In procurement settings, this uncertainty matters. For a US buyer accountable for operational reliability, choosing a small offshore SME can feel like taking on avoidable risk. As a result, even strong products from smaller foreign businesses often face a higher barrier to trust, verification and conversion.

So what can non US founders do?

The research points to several practical strategies that reduce perceived risk and increase win rates with US buyers.

  1. Create a tangible local presence: This does not necessarily mean opening an office. A US entity or a registered agent can significantly improve buyer trust. Many foreign firms use an employer-of-record or remote hiring service to legally place customer-facing staff inside the US.
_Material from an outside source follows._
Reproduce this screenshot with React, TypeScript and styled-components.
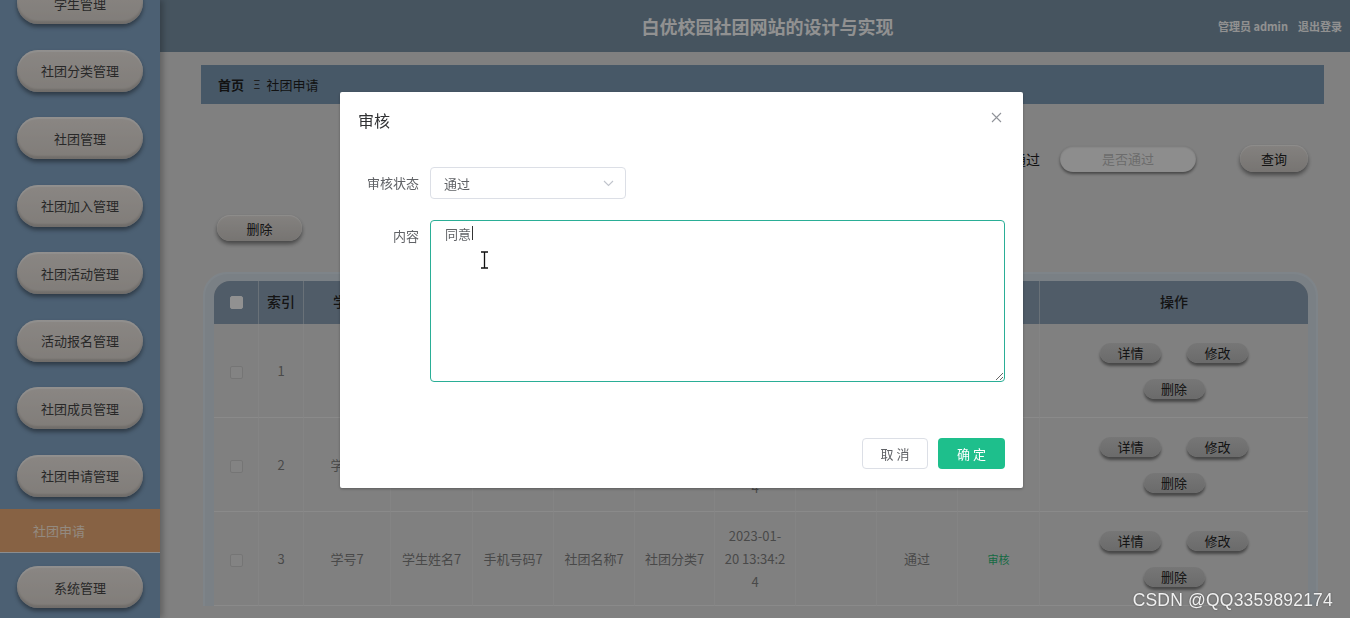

  2. Fix the payment friction: Giving clients access to a US-denominated receiving account removes one of the biggest psychological blockers. Several fintech platforms now provide this functionality through compliant and predictable infrastructure.

  3. Signal compliance readiness: Explicitly addressing US data standards, IP protection, export-control awareness and contractual norms shows buyers that you understand their environment. It reduces the cognitive load on their side and positions you as lower risk than the average offshore vendor.

  4. Engineer predictable communication: Guarantee overlapping hours, standardise reporting and use clear SLAs. Responsiveness is one of the main reasons US clients cite for preferring domestic suppliers, and solving this upfront removes a major source of hesitation.

The bottom line

The reluctance of US clients to work with offshore vendors is not protectionism in the emotional sense. It is a rational response to policy incentives, compliance complexity, payment friction and psychological home bias. For foreign founders, the goal is not to fight that reality but to design around it.

With the right structures in place, offshore companies consistently win US business. The key is to reduce the elements that make you look “foreign” in the risk sense and increase the signals that make you appear as safe and familiar as a domestic supplier.